- **Set exercise**:
Pull out every line with the word "this".

* * * * * * * * *

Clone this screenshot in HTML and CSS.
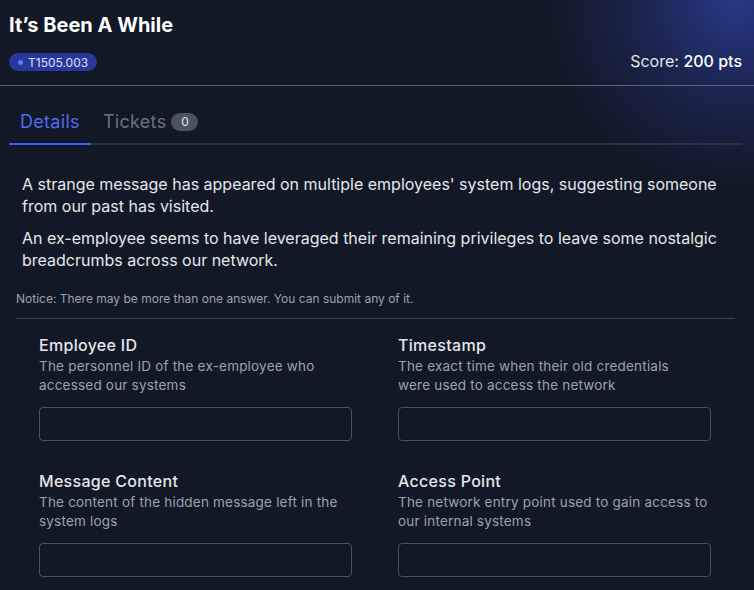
FILE: index.html
```html
<!DOCTYPE html>
<html>
<head>
    <title>It's Been A While</title>
    <meta charset="UTF-8">
    <link rel="stylesheet" href="styles.css">
</head>
<body>
    <div class="challenge">
        <div class="challenge-header">
            <div class="header-left">
                <h1 class="challenge-title">It’s Been A While</h1>
                <span class="technique-badge"><span class="badge-dot"></span>T1505.003</span>
            </div>
            <div class="score">Score: <strong>200 pts</strong></div>
        </div>

        <div class="tabs">
            <div class="tab active">Details</div>
            <div class="tab">Tickets <span class="tab-count">0</span></div>
        </div>

        <div class="description">
            <p>A strange message has appeared on multiple employees' system logs, suggesting someone from our past has visited.</p>
            <p>An ex-employee seems to have leveraged their remaining privileges to leave some nostalgic breadcrumbs across our network.</p>
        </div>

        <div class="notice">Notice: There may be more than one answer. You can submit any of it.</div>

        <div class="answer-grid">
            <div class="field">
                <label class="field-label">Employee ID</label>
                <div class="field-help">The personnel ID of the ex-employee who accessed our systems</div>
                <input class="field-input" type="text">
            </div>
            <div class="field">
                <label class="field-label">Timestamp</label>
                <div class="field-help">The exact time when their old credentials<br>were used to access the network</div>
                <input class="field-input" type="text">
            </div>
            <div class="field">
                <label class="field-label">Message Content</label>
                <div class="field-help">The content of the hidden message left in the system logs</div>
                <input class="field-input" type="text">
            </div>
            <div class="field">
                <label class="field-label">Access Point</label>
                <div class="field-help">The network entry point used to gain access to our internal systems</div>
                <input class="field-input" type="text">
            </div>
        </div>
    </div>
</body>
</html>
```

FILE: styles.css
```css
body {
    margin: 0;
    overflow: hidden;
    height: 590px;
    background:
        radial-gradient(circle 190px at 735px 0px, rgba(42, 58, 140, 0.95), rgba(34, 46, 110, 0.55) 50%, rgba(18, 24, 38, 0) 100%),
        #121826;
    font-family: Inter, "Noto Sans", Arial, sans-serif;
    color: #e5e7eb;
}

.challenge-header {
    display: flex;
    justify-content: space-between;
    align-items: flex-end;
    padding: 12px 12px 14px 9px;
    border-bottom: 1px solid #5d6477;
}

.header-left {
    display: flex;
    flex-direction: column;
    align-items: flex-start;
}

.challenge-title {
    margin: 0 0 15px 0;
    font-size: 20px;
    line-height: 26px;
    font-weight: 700;
    color: #ffffff;
}

.technique-badge {
    display: inline-flex;
    align-items: center;
    gap: 5px;
    height: 18px;
    padding: 0 9px 0 9px;
    border-radius: 9px;
    background: #29379a;
    color: #dbe1ff;
    font-size: 12px;
}

.badge-dot {
    width: 5px;
    height: 5px;
    border-radius: 50%;
    background: #5b7cff;
}

.score {
    font-size: 16px;
    line-height: 20px;
    color: #e5e7eb;
}

.score strong {
    font-weight: 500;
    color: #ffffff;
}

.tabs {
    display: flex;
    gap: 1px;
    margin: 0 12px 0 9px;
    border-bottom: 2px solid #2c313d;
}

.tab {
    display: flex;
    align-items: center;
    gap: 5px;
    padding: 25px 11px 10px 11px;
    margin-bottom: -2px;
    font-size: 18px;
    line-height: 22px;
    letter-spacing: 0.3px;
    color: #6b7280;
    border-bottom: 2px solid transparent;
}

.tab.active {
    color: #4f6bf0;
    border-bottom-color: #3f62f2;
}

.tab-count {
    display: inline-flex;
    align-items: center;
    justify-content: center;
    width: 27px;
    height: 18px;
    border-radius: 9px;
    background: #4b5260;
    color: #e5e7eb;
    font-size: 12px;
    letter-spacing: 0;
}

.description {
    padding: 28px 19px 0 22px;
}

.description p {
    margin: 0 0 10px 0;
    font-size: 16px;
    line-height: 22px;
    color: #e5e7eb;
}

.notice {
    margin: 20px 19px 0 16px;
    padding-bottom: 11px;
    border-bottom: 1px solid #3b4150;
    font-size: 12px;
    line-height: 16px;
    color: #9ca3af;
}

.answer-grid {
    display: grid;
    grid-template-columns: 313px 313px;
    column-gap: 46px;
    row-gap: 30px;
    padding: 16px 0 0 39px;
}

.field {
    display: flex;
    flex-direction: column;
}

.field-label {
    font-size: 16px;
    line-height: 20px;
    font-weight: 500;
    letter-spacing: 0.3px;
    color: #e5e7eb;
}

.field-help {
    margin-top: 2px;
    font-size: 13.5px;
    line-height: 19px;
    letter-spacing: 0.2px;
    color: #9ca3af;
}

.field-input {
    margin-top: 12px;
    height: 34px;
    box-sizing: border-box;
    border: 1px solid #4b5260;
    border-radius: 4px;
    background: transparent;
    color: #e5e7eb;
}
```
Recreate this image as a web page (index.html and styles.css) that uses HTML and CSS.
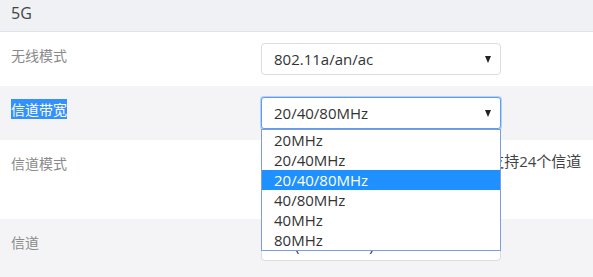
FILE: index.html
```html
<!DOCTYPE html>
<html lang="zh-CN">
<head>
<meta charset="utf-8">
<link rel="stylesheet" href="styles.css">
</head>
<body>
<div class="panel">
  <div class="panel-head">5G</div>
  <div class="row">
    <div class="label">无线模式</div>
    <div class="field">
      <div class="select"><span>802.11a/an/ac</span><i class="arrow"></i></div>
    </div>
  </div>
  <div class="row alt">
    <div class="label"><span class="sel-text">信道带宽</span></div>
    <div class="field">
      <div class="select focused"><span>20/40/80MHz</span><i class="arrow"></i>
        <ul class="dropdown">
          <li>20MHz</li>
          <li>20/40MHz</li>
          <li class="active">20/40/80MHz</li>
          <li>40/80MHz</li>
          <li>40MHz</li>
          <li>80MHz</li>
        </ul>
      </div>
    </div>
  </div>
  <div class="row tall">
    <div class="label">信道模式</div>
    <div class="field wide">
      <div class="note">中国标准，国家/地区代码为 CN，支持24个信道</div>
    </div>
  </div>
  <div class="row alt">
    <div class="label">信道</div>
    <div class="field">
      <div class="select low"><span>36 (5180 MHz)</span><i class="arrow"></i></div>
    </div>
  </div>
</div>
</body>
</html>
```
FILE: styles.css
```css
html, body {
  margin: 0;
  padding: 0;
  background: #f4f4f6;
}
body {
  width: 593px;
  height: 277px;
  overflow: hidden;
  font-family: "Noto Sans CJK SC", "Open Sans", sans-serif;
}
.panel {
  display: flex;
  flex-direction: column;
}
.panel-head {
  height: 32px;
  box-sizing: border-box;
  padding: 2px 0 0 11px;
  font-family: "Open Sans", sans-serif;
  font-size: 16px;
  line-height: 22px;
  color: #444;
  background: #f0f1f4;
  border-bottom: 1px solid #e2e3e8;
}
.row {
  display: grid;
  grid-template-columns: 250px 240px;
  padding-left: 11px;
  height: 54px;
  box-sizing: border-box;
  background: #fff;
}
.row.alt {
  background: #f4f4f6;
}
.row.tall {
  height: 79px;
}
.label {
  padding-top: 13px;
  font-size: 14px;
  line-height: 20px;
  color: #8a8a8a;
}
.sel-text {
  background: #3390ff;
  color: #fff;
}
.field {
  padding-top: 11px;
}
.field.wide {
  padding-top: 10px;
  white-space: nowrap;
}
.note {
  padding-left: 3px;
  font-size: 15px;
  line-height: 22px;
  color: #444;
  font-family: "Open Sans", "Noto Sans CJK SC", sans-serif;
}
.select {
  position: relative;
  height: 32px;
  box-sizing: border-box;
  border: 1px solid #dcdcdc;
  border-radius: 4px;
  background: #fff;
  display: flex;
  align-items: center;
  padding: 0 12px;
  font-family: "Open Sans", sans-serif;
  font-size: 15px;
  color: #333;
}
.select span {
  flex: 1;
}
.select.low {
  margin-top: -1px;
}
.select.focused {
  border: 1px solid #5d9cf5;
  box-shadow: 0 0 0 1px #b5d2fa;
  border-radius: 3px;
}
.arrow {
  width: 0;
  height: 0;
  border-left: 3.5px solid transparent;
  border-right: 3.5px solid transparent;
  border-top: 7px solid #222;
  margin-right: -3px;
}
.dropdown {
  position: absolute;
  left: -1px;
  top: 31px;
  width: 240px;
  box-sizing: border-box;
  margin: 0;
  padding: 0;
  list-style: none;
  background: #fff;
  border: 1px solid #7d9ede;
  z-index: 5;
}
.dropdown li {
  height: 20px;
  line-height: 20px;
  padding-left: 12px;
  font-size: 15px;
  color: #333;
}
.dropdown li.active {
  background: #1e90ff;
  color: #fff;
}
```
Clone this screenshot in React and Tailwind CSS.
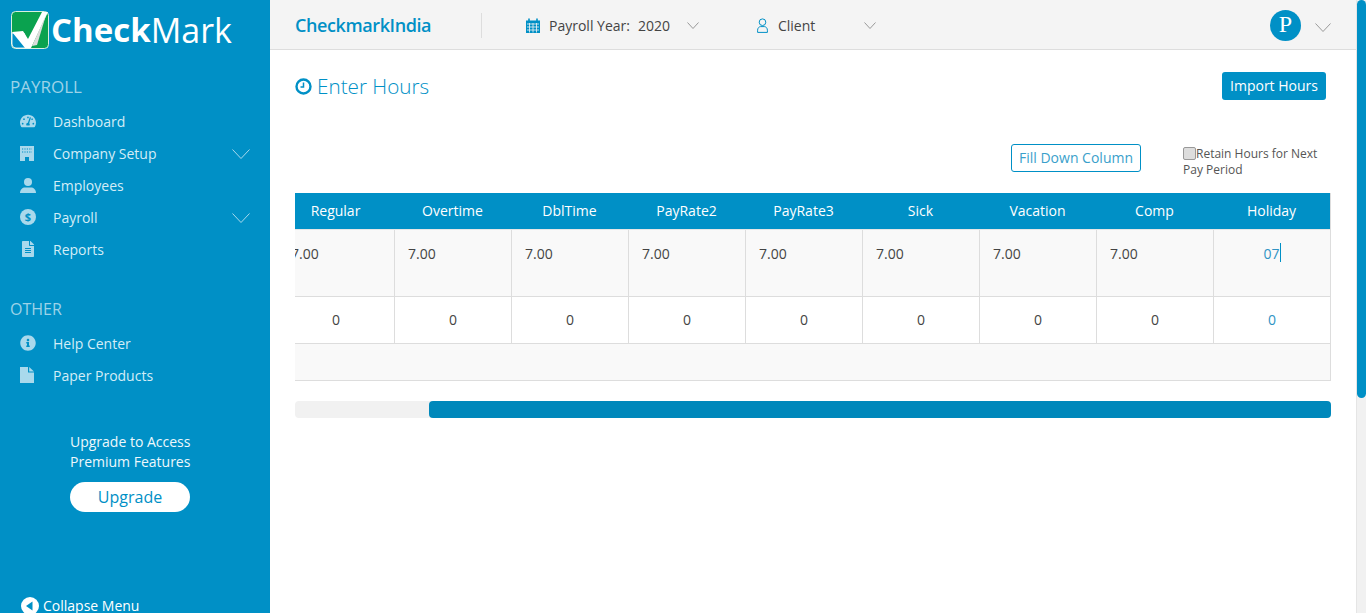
import React from "react";
import { FaTachometerAlt, FaFileAlt, FaInfoCircle } from "react-icons/fa";

const columns = ["Regular", "Overtime", "DblTime", "PayRate2", "PayRate3", "Sick", "Vacation", "Comp", "Holiday"];

const Chevron = ({ w, h, className }) => (
  <svg width={w} height={h} viewBox={`0 0 ${w} ${h}`} fill="none" stroke="currentColor" className={className}>
    <path d={`M0.5 0.5L${w / 2} ${h - 0.5}L${w - 0.5} 0.5`} />
  </svg>
);

const DollarIcon = () => (
  <svg width="16" height="16" viewBox="0 0 16 16">
    <circle cx="8" cy="8" r="8" fill="currentColor" />
    <text x="8" y="12" textAnchor="middle" fontSize="11" fontWeight="700" fill="#0090c6" fontFamily="Open Sans, sans-serif">$</text>
  </svg>
);

const BuildingIcon = () => (
  <svg width="14" height="15" viewBox="0 0 14 15">
    <path d="M0 0h14v15H9v-4H5v4H0z" fill="currentColor" />
    <path d="M2 3h10M2 6h10" stroke="#0090c6" strokeWidth="1.2" strokeDasharray="1.2 1.2" />
  </svg>
);

const UserIcon = () => (
  <svg width="16" height="15" viewBox="0 0 16 15" fill="currentColor">
    <circle cx="8" cy="4" r="4" />
    <path d="M0 15c0-3.6 2.6-5.6 5-5.6h6c2.4 0 5 2 5 5.6z" />
  </svg>
);

const PaperIcon = () => (
  <svg width="14" height="16" viewBox="0 0 14 16" fill="currentColor">
    <path d="M0 0h8v5.5h6V16H0z" />
    <path d="M9.2 0L14 4.4H9.2z" />
  </svg>
);

const CalendarIcon = () => (
  <svg width="14" height="15" viewBox="0 0 14 15" className="ml-[44px]">
    <path d="M0 2.5h14V15H0z" fill="#0090c6" />
    <path d="M3 0.5v3M11 0.5v3" stroke="#0090c6" strokeWidth="1.6" />
    <path d="M1 6h12M1 9h12M1 12h12M3.5 5v9.5M7 5v9.5M10.5 5v9.5" stroke="#f4f4f4" strokeWidth="0.8" />
  </svg>
);

const ClientIcon = () => (
  <svg width="11" height="15" viewBox="0 0 11 15" fill="none" stroke="#0090c6" className="ml-[58px]">
    <circle cx="5.5" cy="4.2" r="3.3" />
    <path d="M0.6 14.4v-2.2c0-2.2 1.6-3.6 3-3.6h3.8c1.4 0 3 1.4 3 3.6v2.2z" />
  </svg>
);

const Logo = () => (
  <svg width="38" height="38" viewBox="0 0 38 38" className="shrink-0">
    <rect x="0.5" y="0.5" width="37" height="37" rx="4" fill="#0aa24f" stroke="#d8f0e0" />
    <path d="M1 22h12l6 15H5a4 4 0 0 1-4-4z" fill="#0090c6" stroke="#fff" strokeWidth="0.8" />
    <path d="M1 21l11-1 5 8L31 1h6L20 37h-6z" fill="#fff" />
    <path d="M21 35L35 4l-9 30z" fill="#dcdcdc" />
  </svg>
);

const NavItem = ({ icon, label, arrow }) => (
  <div className="flex items-center h-8 pl-5 pr-5 text-[#d3edf7] text-[14px]">
    <span className="w-[33px] flex text-[#a9d9ec] text-[16px]">{icon}</span>
    <span className="flex-1">{label}</span>
    {arrow && <Chevron w={18} h={10} className="text-[#a9d9ec] mt-px" />}
  </div>
);

const Sidebar = () => (
  <aside className="w-[270px] shrink-0 h-full bg-[#0090c6] relative overflow-hidden">
    <div className="flex items-center pl-[11px] pt-[11px] h-[48px]">
      <Logo />
      <span className="text-white text-[33px] leading-none font-bold ml-[2px]">Check</span>
      <span className="text-white text-[34px] leading-none">Mark</span>
    </div>

    <h3 className="text-[#9dd3e8] text-[17px] leading-[22px] pl-[10px] mt-[28px] mb-[7px]">PAYROLL</h3>
    <NavItem icon={<FaTachometerAlt />} label="Dashboard" />
    <NavItem icon={<BuildingIcon />} label="Company Setup" arrow />
    <NavItem icon={<UserIcon />} label="Employees" />
    <NavItem icon={<DollarIcon />} label="Payroll" arrow />
    <NavItem icon={<FaFileAlt />} label="Reports" />

    <h3 className="text-[#9dd3e8] text-[16px] leading-[22px] pl-[10px] mt-[33px] mb-[7px]">OTHER</h3>
    <NavItem icon={<FaInfoCircle />} label="Help Center" />
    <NavItem icon={<PaperIcon />} label="Paper Products" />

    <div className="ml-[70px] mt-[41px] w-[120px] text-[#eef8fc] text-[14px] leading-5 whitespace-nowrap">
      <p>Upgrade to Access</p>
      <p>Premium Features</p>
      <button className="mt-[10px] w-[120px] h-[30px] rounded-full bg-white text-[#0090c6] text-[16px]">Upgrade</button>
    </div>

    {/* Collapse sits on the bottom edge and is cut by the window */}
    <div className="absolute left-[21px] top-[595px] flex items-center gap-1 text-white text-[14px]">
      <svg width="18" height="18" viewBox="0 0 18 18">
        <circle cx="9" cy="9" r="9" fill="#fff" />
        <path d="M11.5 4.5v9L5 9z" fill="#0090c6" />
      </svg>
      <span>Collapse Menu</span>
    </div>
  </aside>
);

const Header = () => (
  <header className="h-[50px] shrink-0 flex items-center pt-[2px] bg-[#f4f4f4] border-b border-[#dddddd] text-[14px] text-[#444]">
    <span className="ml-[25px] w-[186px] text-[18px] font-semibold text-[#0090c6] tracking-[-0.4px]">CheckmarkIndia</span>
    <span className="h-[25px] w-px bg-[#dddddd]" />
    <CalendarIcon />
    <span className="ml-[9px]">Payroll Year:</span>
    <span className="ml-2">2020</span>
    <Chevron w={12} h={7} className="ml-[17px] text-[#999]" />
    <ClientIcon />
    <span className="ml-[10px] w-[86px]">Client</span>
    <Chevron w={12} h={7} className="text-[#999]" />
    <span className="ml-auto w-[31px] h-[31px] rounded-full bg-[#0090c6] text-white text-[24px] leading-[29px] text-center font-['Liberation_Serif',serif]">P</span>
    <Chevron w={16} h={9} className="ml-[14px] mr-[25px] mt-[3px] text-[#999]" />
  </header>
);

const HoursTable = () => (
  <div className="mt-[15px] overflow-hidden w-[1036px] h-[188px] border-r border-[#dddddd]">
    <div className="-ml-[17px] w-[1053px] grid grid-cols-[repeat(9,117px)] text-[14px] text-[#444]">
      {columns.map((c) => (
        <div key={c} className="h-[37px] pb-px pr-[2px] bg-[#0090c6] text-white flex items-center justify-center border-b border-[#e6e6e6]">{c}</div>
      ))}
      {columns.map((c, i) => (
        <div key={c} className="h-[67px] bg-[#f9f9f9] border-r border-b border-[#dddddd] pl-[13px] pt-[13px] leading-[22px]">
          {i < 8 ? "7.00" : (
            <div className="flex justify-center -ml-[13px] text-[#2f93c4]">07<span className="w-px h-[19px] bg-[#0090c6]" /></div>
          )}
        </div>
      ))}
      {columns.map((c, i) => (
        <div key={c} className={`h-[47px] pb-[2px] bg-white border-r border-b border-[#dddddd] flex items-center justify-center ${i === 8 ? "text-[#2f93c4]" : ""}`}>0</div>
      ))}
    </div>
    <div className="h-[37px] bg-[#f9f9f9] border-b border-[#dddddd]" />
  </div>
);

const App = () => (
  <div className="flex h-screen overflow-hidden bg-white font-['Open_Sans',sans-serif]">
    <Sidebar />
    <main className="flex-1 flex flex-col min-w-0">
      <Header />
      <div className="pl-[25px] pr-[25px]">
        <div className="flex items-start justify-between pt-[22px] pr-[5px]">
          <h1 className="flex items-center gap-[5px] text-[#0090c6] text-[20.7px] leading-[30px] -mt-px font-light">
            <svg width="17" height="17" viewBox="0 0 17 17" fill="none" stroke="#0090c6">
              <circle cx="8.5" cy="8.5" r="7" strokeWidth="2.4" />
              <path d="M8.5 4.5v4.5H5.5" strokeWidth="1.5" />
            </svg>
            Enter Hours
          </h1>
          <button className="w-[104px] h-[28px] pb-[2px] rounded-[3px] bg-[#0090c6] text-white text-[14px]">Import Hours</button>
        </div>
        <div className="flex items-start mt-[43px] ml-[716px]">
          <button className="w-[130px] h-[28px] pb-[2px] rounded-[3px] border border-[#0090c6] text-[#3a9fcb] text-[14px]">Fill Down Column</button>
          <label className="ml-[42px] mt-[2px] w-[145px] text-[12px] leading-[16px] text-[#555]">
            <input type="checkbox" className="appearance-none w-[13px] h-[13px] align-[-2px] bg-[#dddddd] border border-[#999] rounded-[2px]" />
            Retain Hours for Next Pay Period
          </label>
        </div>
        <HoursTable />
        {/* table scrollbar */}
        <div className="mt-[20px] w-[1036px] h-[17px] rounded bg-[#f1f1f1] flex justify-end">
          <div className="w-[902px] h-full rounded bg-[#0088bb]" />
        </div>
      </div>
    </main>
    {/* page scrollbar */}
    <div className="w-[10px] shrink-0 h-full bg-[#f1f1f1] border-l border-[#e5e5e5]">
      <div className="h-[398px] bg-[#0090c6] rounded-full" />
    </div>
  </div>
);

export default App;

* * * * * * * * *

- **Task output**:
Clone this screenshot in HTML and CSS.
Recreate this image as a web page (index.html and styles.css) that uses HTML and CSS.
Clone this screenshot in React and Tailwind CSS.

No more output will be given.